October 9, 2013 ( – U.S. workers could see their retirement savings tumble 20% if Congress and the president fail to craft a deal to raise the federal government’s $16.7 trillion debt ceiling, a new report shows.

Such is the conclusion of a report by the American Society of Pension Professionals & Actuaries (ASPPA), “Retirement Savings Will Suffer if Congress Does Not End the Budget and Debt Ceiling Stalemate.”

The predicted 20% drop would translate to a $2 trillion loss for private pension plans, 401(k) plans and individual retirement accounts (IRAs), researchers said. The tumble would come because most retirement assets are held in investments that likely will respond negatively to ongoing uncertainty around the economic and financial consequences of protracted debt ceiling negotiations.

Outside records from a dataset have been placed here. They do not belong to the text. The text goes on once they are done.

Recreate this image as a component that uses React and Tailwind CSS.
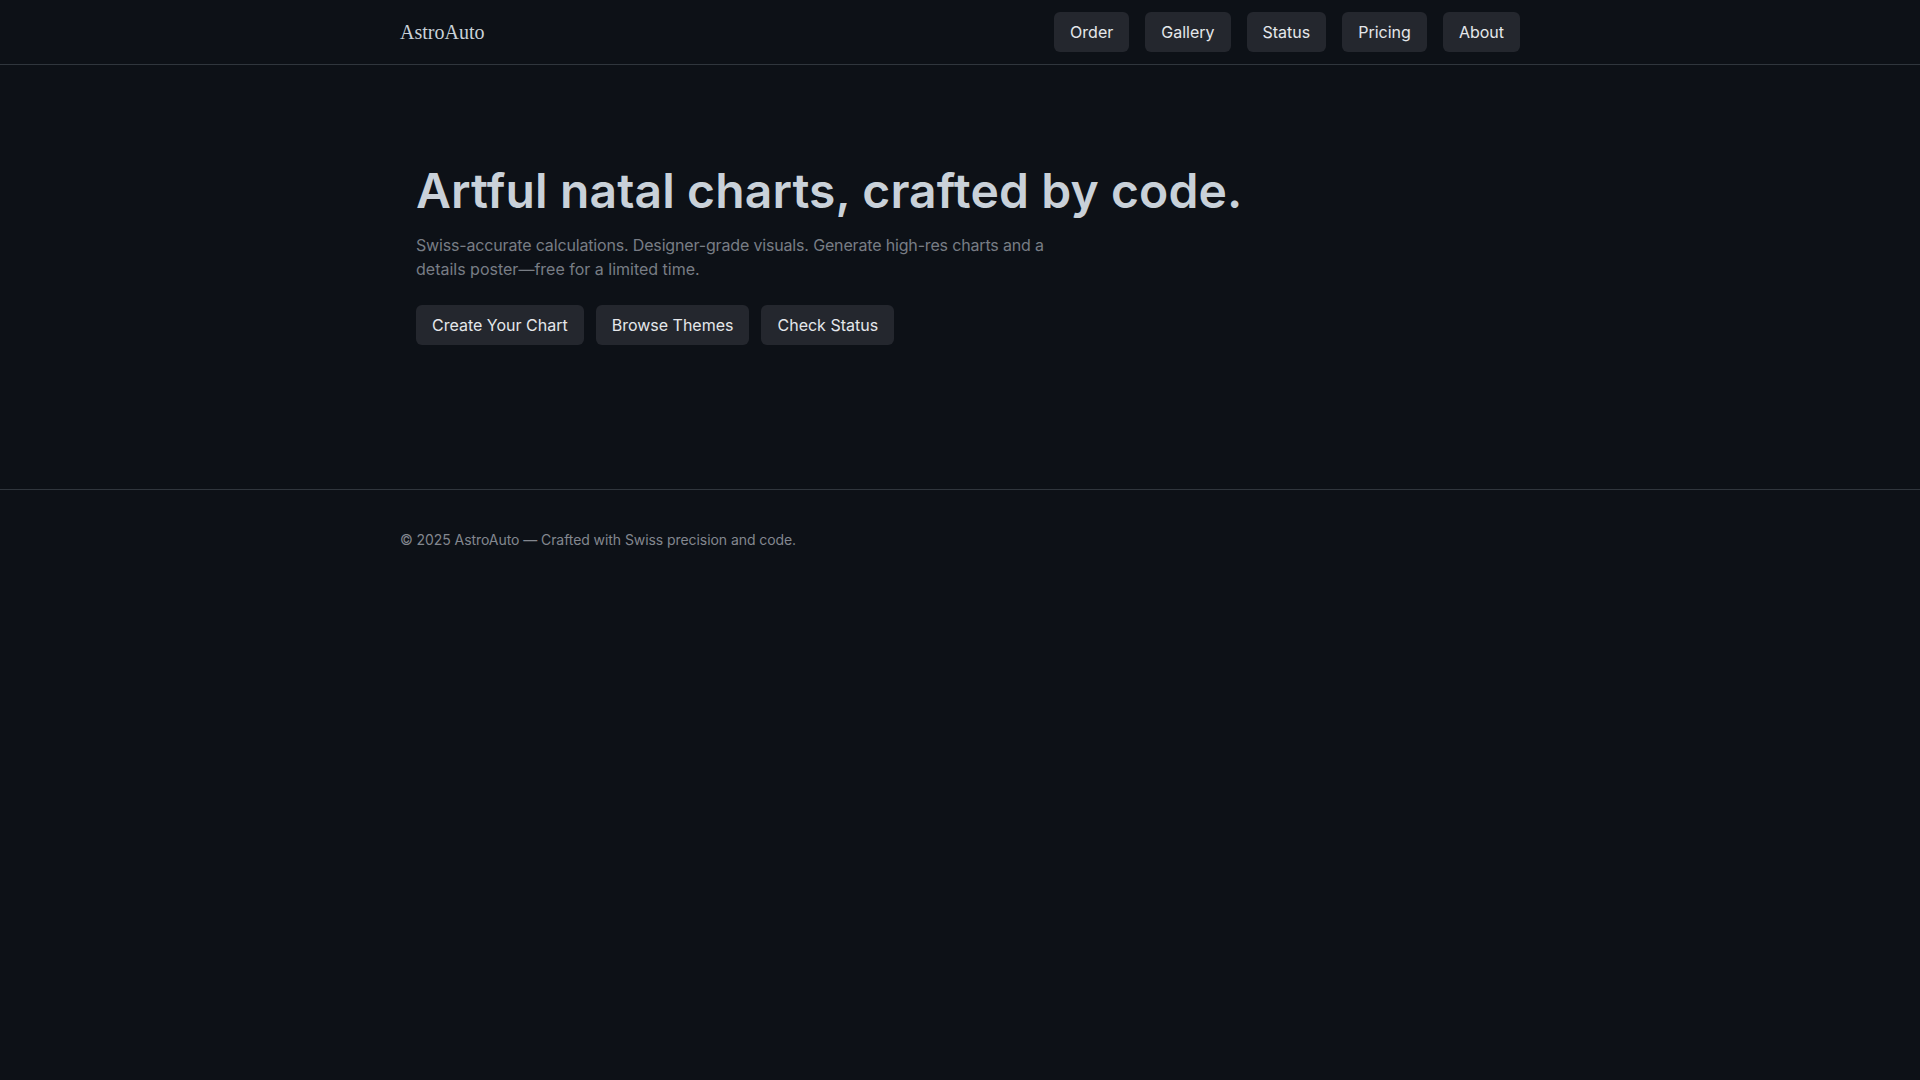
const navItems = ['Order', 'Gallery', 'Status', 'Pricing', 'About'];
const heroActions = ['Create Your Chart', 'Browse Themes', 'Check Status'];

function Btn({ children }) {
  return (
    <a href="#" className="inline-flex h-10 items-center rounded-md bg-[#24272e] px-4 text-base text-[#e5e7eb]">
      {children}
    </a>
  );
}

export default function App() {
  return (
    <div className="min-h-screen bg-[#0d1117] font-['Inter',sans-serif] [font-optical-sizing:none]">
      <header className="border-b border-[#30363d]">
        <div className="mx-auto flex h-16 max-w-6xl items-center justify-between px-4">
          <a href="#" className="font-['Liberation_Serif',serif] text-xl text-[#c9d1d9]">AstroAuto</a>
          <nav className="flex gap-4">
            {navItems.map((item) => <Btn key={item}>{item}</Btn>)}
          </nav>
        </div>
      </header>

      <main className="mx-auto max-w-6xl px-4 pt-[100px] pb-24">
        <section className="px-4 pb-12">
          <h1 className="text-5xl leading-[52px] font-semibold tracking-[0.13px] text-[#c9d1d9]">Artful natal charts, crafted by code.</h1>
          <p className="mt-4 max-w-2xl text-base tracking-[-0.01em] text-[#787d85]">
            Swiss-accurate calculations. Designer-grade visuals. Generate high-res charts and a{' '}
            <span className="tracking-normal">details poster—free for a limited time.</span>
          </p>
          <div className="mt-6 flex gap-3">
            {heroActions.map((item) => <Btn key={item}>{item}</Btn>)}
          </div>
        </section>
      </main>

      <footer className="border-t border-[#30363d]">
        <div className="mx-auto max-w-6xl px-4 py-10 text-sm tracking-[-0.005em] text-[#83878f]">
          © 2025 AstroAuto — Crafted with Swiss precision and code.
        </div>
      </footer>
    </div>
  );
}
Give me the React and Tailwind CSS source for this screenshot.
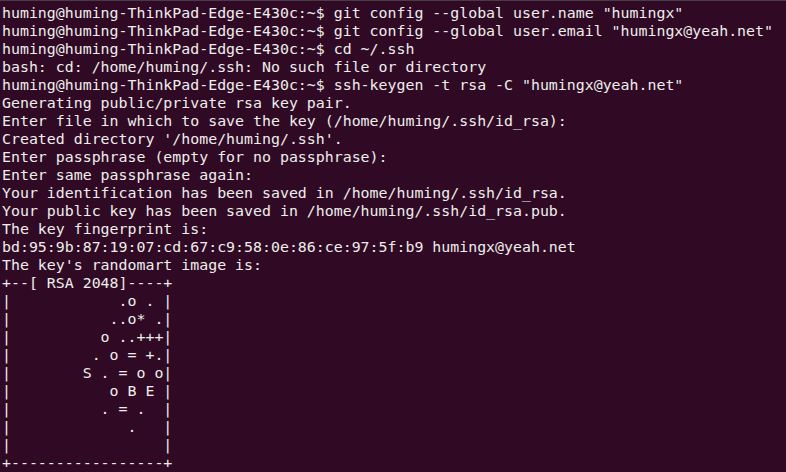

ASPPA commissioned the study to analyze the effects of both the current debt ceiling fight and the previous 2011 debt limit debate, which, study researchers said, disrupted economic growth by negatively impacting three main pillars of the economy: consumer confidence, job creation and the equity markets.

Combined uncertainty in these three areas caused private pension assets to decline 26% in 2011 relative to where they would have been, researchers said, suggesting that a similar drop should be expected this fall if a compromise is not struck before the October 17 deadline.  

Looking at the Numbers

Some of the findings researchers used to draw their conclusions include the following:

  • Before the debt ceiling debate during the spring and summer of 2011, economic confidence had been relatively stable. But, during the gridlock, Gallup’s Economic Confidence Index fell from -20 to -54, a decline of more than 170%.
  • Net job creation had begun to increase in the first quarter of 2011, but during the debt ceiling debate job growth fell from 254,000 jobs created in April to 54,000 created the following month. Job creation numbers did not climb past 100,000 until September.
  • The stock market also reacted in a strongly negative fashion, specifically in the Standard & Poor’s (S&P) 500, which responded to the debate with a 23% decline.  

The somewhat dire conclusions drawn in the ASPPA report are not believed universally. In fact, in wealth and asset management firm Northern Trust’s “Investment Manager Survey Report Third Quarter 2013,” researchers found that close to nine in 10 investment managers interviewed in September expected the political standoff over the federal government shutdown and the U.S. debt ceiling to have “at most a modest impact on U.S. equity markets.”